Salida nocturna al centro de la ciudad junto a una pareja, con cumple por medio, cine, por supuesto, y posterior cenafórum. Insospechadamente, porque estos amigos no son de recogerse a las tantas, él insiste en que pidamos copa. Como ya me temía, la suya se queda sin tocar apenas. Fue la primera imagen que se me vino a la cabeza cuando, a los cinco minutos de separarnos, la poli local da el alto para que detenga el coche en un control de alcoholemia. «Situése allí» es lo primero que escucho. Por mucho que uno sea partidario de que se vigilen los excesos, que lo es, no puede evitarse que en este tipo de trances florezca cierta descomposición de estómago. Debe ser algo inherente a la condición humana. Y no digamos ya cuando llega el momento de encontrar el seguro y empiezan a salir pólizas hasta de la primera comunión.

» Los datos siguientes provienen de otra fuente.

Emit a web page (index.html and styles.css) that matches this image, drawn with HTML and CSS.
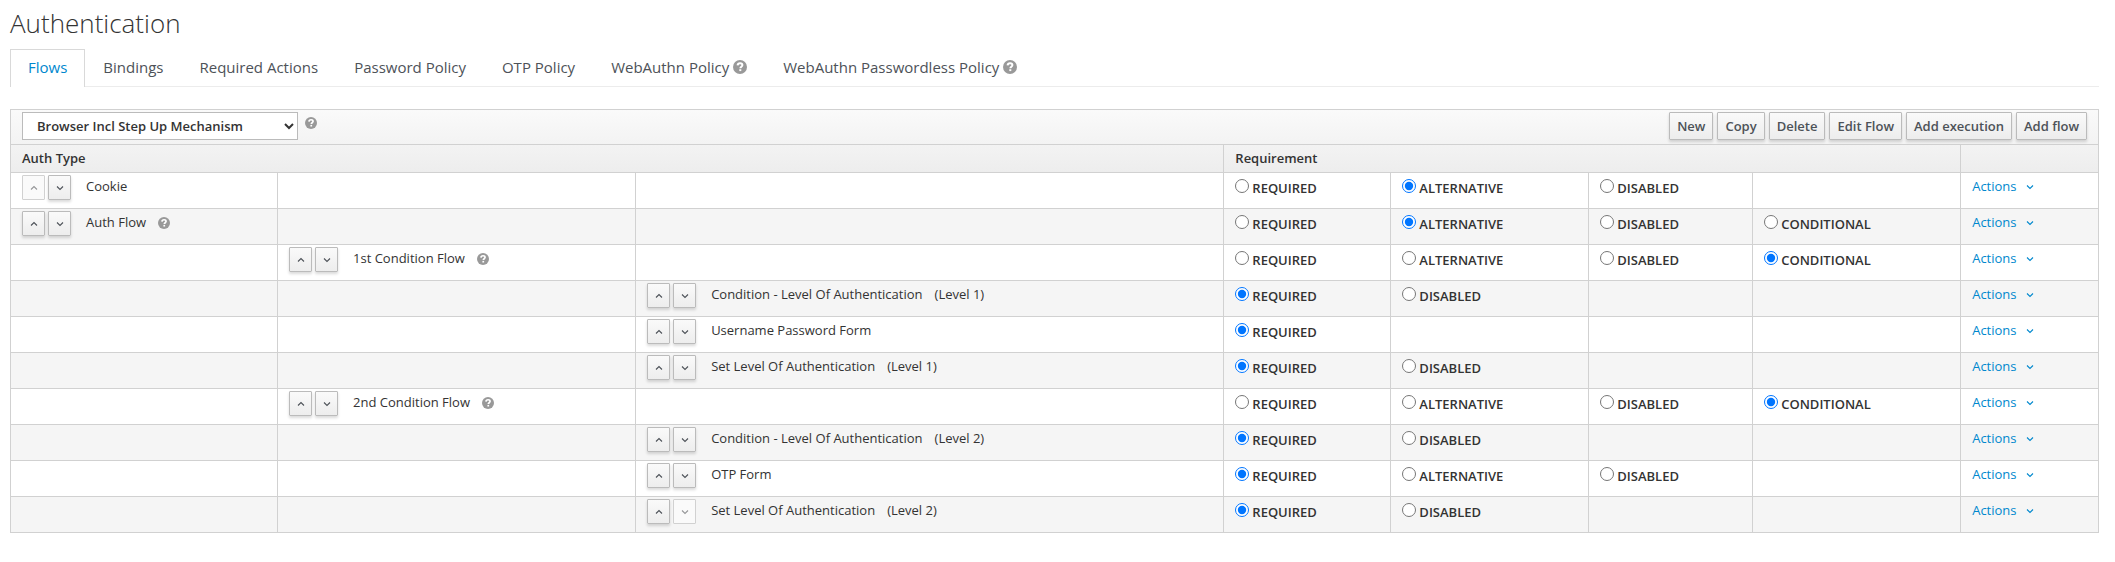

El agente que me toca en suerte se acerca por la ventanilla ya bajada y pregunta: «¿Ha bebido usted?». «Sí, acompañando la cena». «Documentación». Ante el gesto de abrir la puerta, se oye: «¿¡Dónde va!¡? ¡No se baje del coche!». La verdad es que su disposición no invitaba a hacerle confidencias sobre las enseñanzas posturales recibidas para evitar siniestros en la espalda, por lo que me limito a contestar que «a recoger detrás lo que me pide».

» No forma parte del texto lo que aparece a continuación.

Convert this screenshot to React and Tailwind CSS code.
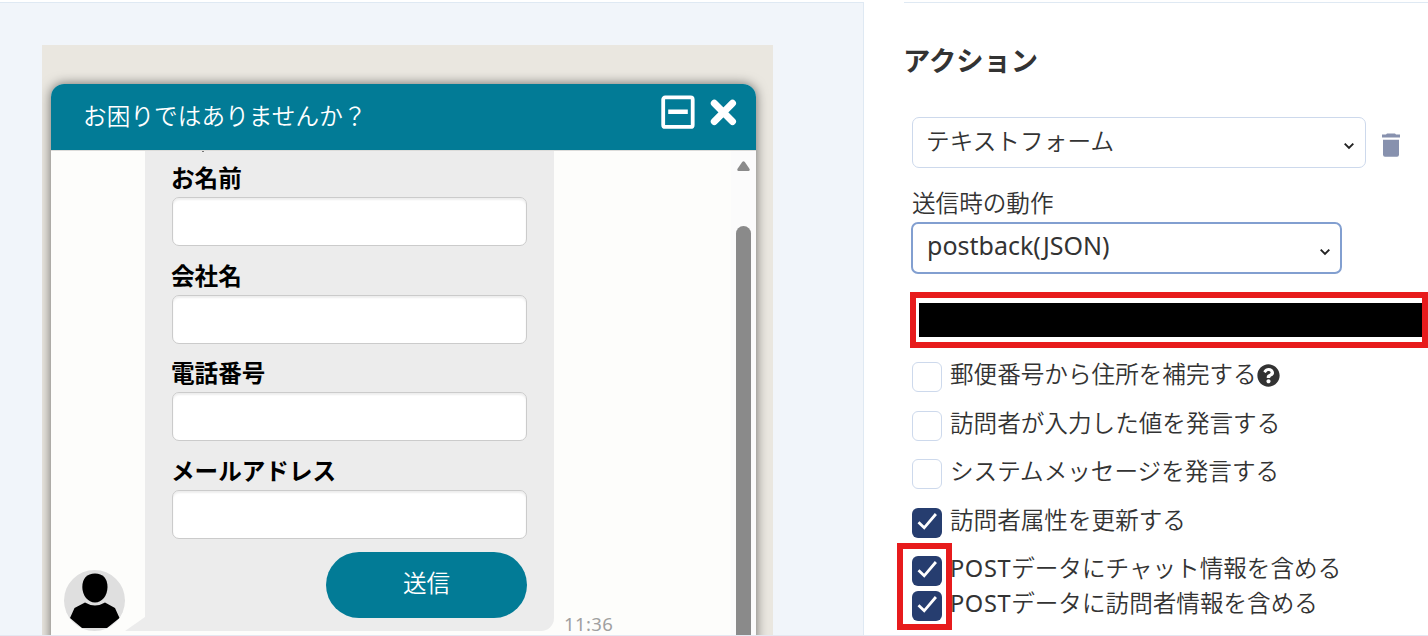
import { FaQuestionCircle } from 'react-icons/fa';

const fields = ['お名前', '会社名', '電話番号', 'メールアドレス'];

const options = [
  { label: '郵便番号から住所を補完する', checked: false, help: true, row: 'h-[49px]' },
  { label: '訪問者が入力した値を発言する', checked: false, row: 'h-12' },
  { label: 'システムメッセージを発言する', checked: false, row: 'h-[49px]' },
  { label: '訪問者属性を更新する', checked: true, row: 'h-12' },
  { prefix: 'POST', label: 'データにチャット情報を含める', checked: true, row: 'h-[35px]' },
  { prefix: 'POST', label: 'データに訪問者情報を含める', checked: true, row: 'h-[35px]' },
];

const Chevron = () => (
  <svg className="w-3 h-3 mt-[7px]" viewBox="0 0 12 12" fill="none" stroke="#222" strokeWidth="1.9">
    <path d="M1.7 3.6 6 8l4.3-4.4" />
  </svg>
);

const Checkbox = ({ checked }) => {
  if (!checked) {
    return <span className="w-[30px] h-[30px] shrink-0 rounded-[6px] border border-[#cdd9ec] bg-white"></span>;
  }

  return (
    <span className="w-[30px] h-[30px] shrink-0 rounded-[6px] bg-[#263d6f]">
      <svg viewBox="0 0 30 30" fill="none" stroke="white" strokeWidth="2.8">
        <path d="M6.5 14.3 12.2 19.8 23.9 6" />
      </svg>
    </span>
  );
};

const Avatar = () => (
  <svg className="w-[61px] h-[61px]" viewBox="0 0 61 61">
    <defs>
      <clipPath id="avatar-clip">
        <circle cx="30.5" cy="30.5" r="30.5" />
      </clipPath>
    </defs>
    <g clipPath="url(#avatar-clip)">
      <rect width="61" height="61" fill="#dfdfdf" />
      <path d="M31 3.5C39 3.5 43.5 8.5 43.5 17S38 32.5 31 32.5 18.3 25.5 18.3 17 23 3.5 31 3.5Z" />
      <path d="M21 32.5Q31 38.5 41 32.5L51 38 55.5 48 43 58H18L6 48 10.5 38Z" />
    </g>
  </svg>
);

const ChatPreview = () => (
  <section className="w-[864px] shrink-0 border-t border-r border-[#dfe9f3] bg-[#f1f5fa] pl-[42px] pt-[42px]">
    <div className="w-[731px] h-[590px] overflow-hidden bg-[#eae7e0] pl-[9px] pt-[39px]">
      <div className="w-[705px] h-[570px] rounded-t-[13px] overflow-hidden bg-[#fdfdfb] shadow-[0_0_12px_0_rgba(0,0,0,0.55)]">
        <header className="h-[66px] flex items-start bg-[#027b96] pl-8 pr-[19px] text-white">
          <h2 className="flex-1 leading-[64px] tracking-[0.1px]">お困りではありませんか？</h2>
          <svg className="w-[34px] h-[34px] mt-[11px] mr-[15px]" viewBox="0 0 34 34" fill="none" stroke="white">
            <rect x="2.2" y="2.4" width="29.5" height="29.5" rx="2" strokeWidth="3.8" />
            <path d="M7.2 16.8H26.8" strokeWidth="4.5" />
          </svg>
          <svg className="w-[27px] h-[27px] mt-[15px]" viewBox="0 0 27 27" fill="none" stroke="white" strokeWidth="7" strokeLinecap="round">
            <path d="M4.3 4.3 22.5 22.5M22.5 4.3 4.3 22.5" />
          </svg>
        </header>

        <div className="h-[485px] flex border-t border-[#dcdcda]">
          <div className="w-[94px] shrink-0 flex flex-col justify-end pl-[13px] pb-1">
            <div className="flex items-end">
              <Avatar />
              <svg className="w-5 h-[14px] shrink-0" viewBox="0 0 20 14">
                <path d="M20 0V14H0Z" fill="#ececec" />
              </svg>
            </div>
          </div>

          <div className="w-[409px] h-[480px] shrink-0 rounded-br-[13px] bg-[#ececec] px-[27px]">
            {/* tail of the message scrolled out above */}
            <span className="block w-0.5 h-px ml-[30px] mb-[6px] bg-[#777]"></span>
            <div className="flex flex-col gap-[9.67px]">
              {fields.map((field) => (
                <div key={field}>
                  <label className="block h-[39px] -ml-px leading-10 font-bold text-black">{field}</label>
                  <input
                    type="text"
                    className="block w-[355px] h-[49px] rounded-[7px] border border-[#cbcbcb] bg-white shadow-[inset_0_2px_2px_rgba(0,0,0,0.07)]"
                  />
                </div>
              ))}
            </div>
            <button className="block w-[201px] h-[66px] ml-auto mt-[13px] rounded-full bg-[#027b96] pb-[3px] leading-none text-white">
              送信
            </button>
          </div>

          <div className="flex-1 flex items-end pl-[10px]">
            <span className="text-[18.5px] leading-[22px] font-normal tracking-[0.4px] text-[#a0a0a0]">11:36</span>
          </div>

          <div className="w-[25px] flex flex-col items-center bg-[#fbfbfb]">
            <svg className="w-[13px] h-[10px] mt-[10px]" viewBox="0 0 13 10" fill="#8a8a8a">
              <path d="M5.2 1Q6.5-.7 7.8 1L12.6 8Q13 9.7 11.5 10H1.5Q0 9.7.4 8Z" />
            </svg>
            <div className="w-[15px] flex-1 mt-[55px] rounded-t-full bg-[#8a8a8a]"></div>
          </div>
        </div>
      </div>
    </div>
  </section>
);

const ActionPanel = () => (
  <section className="flex-1 pl-10">
    <div className="h-px bg-[#dfe9f3]"></div>
    <h1 className="-ml-px mt-[38px] h-10 text-[27.3px] leading-10 font-bold">アクション</h1>

    <div className="ml-2 mt-9 flex items-center">
      <div className="w-[454px] h-[51px] flex items-center justify-between rounded-[7px] border border-[#cdd9ec] pl-[13px] pr-[10px]">
        <span className="pb-[2px] tracking-[0.1px]">テキストフォーム</span>
        <Chevron />
      </div>
      <svg className="w-[18px] h-[24px] ml-4 mt-[5px]" viewBox="0 0 18 24" fill="#8791ae">
        <path d="M5 .6H13L14 1.5H18V4.5H0V1.5H4Z" />
        <path d="M1 6.8H17V21.5Q17 23.7 15 23.7H3Q1 23.7 1 21.5Z" />
      </svg>
    </div>

    <p className="ml-2 mt-[17px] h-[37px] leading-[37px]">送信時の動作</p>
    <div className="ml-[7px] w-[431px] h-[52px] flex items-center justify-between rounded-[7px] border-2 border-[#829fd0] pl-[14px] pr-[9px]">
      <span className="pb-[6px] text-[25px] leading-9 font-normal">postback(JSON)</span>
      <Chevron />
    </div>

    <div className="ml-1.5 mt-[18px] h-14 border-6 border-[#e71b1c] pl-[3px] py-[5px]">
      <div className="h-full bg-black"></div>
    </div>

    <div className="relative ml-2 mt-[14px]">
      {options.map((option) => (
        <label key={option.label} className={`flex items-start ${option.row}`}>
          <Checkbox checked={option.checked} />
          <span className="ml-2 -mt-[5px] leading-[35px] whitespace-nowrap">
            {option.prefix && <span className="font-normal tracking-[0.6px]">{option.prefix}</span>}
            {option.label}
          </span>
          {option.help && <FaQuestionCircle className="w-[23px] h-[23px] mt-[2px]" />}
        </label>
      ))}
      {/* highlight over the POST data checkboxes */}
      <div className="absolute -left-[15px] top-[181px] w-[55px] h-[87px] border-6 border-[#e71b1c]"></div>
    </div>
  </section>
);

export default function App() {
  return (
    <main className="w-[1428px] h-[636px] flex flex-col overflow-hidden border-b border-[#e4e7f1] bg-white pt-[2px] font-['Noto_Sans','Noto_Sans_CJK_JP',sans-serif] text-[23.6px] font-[350] text-[#333]">
      <div className="flex flex-1 min-h-0">
        <ChatPreview />
        <ActionPanel />
      </div>
    </main>
  );
}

Tras entregar el carné aparece el poli bueno quien, viendo la escena o sin necesidad siquiera, acerca el soplómetro para que lo extraiga del envoltorio, acompañándolo de unas tranquilizadoras palabras en el sentido de que con lo que se bebe cenando no tiene por qué ocurrir nada. En él me parecía estar viendo al municipal de los sesenta que, con el casco aquel, te acompañaba donde hiciera falta, mientras que el otro debe haber visto muchas veces Los hombres de Harrelson. Demasiadas. Es más, si llego a dar positivo, yo creo que lo que me inmoviliza son las piernas.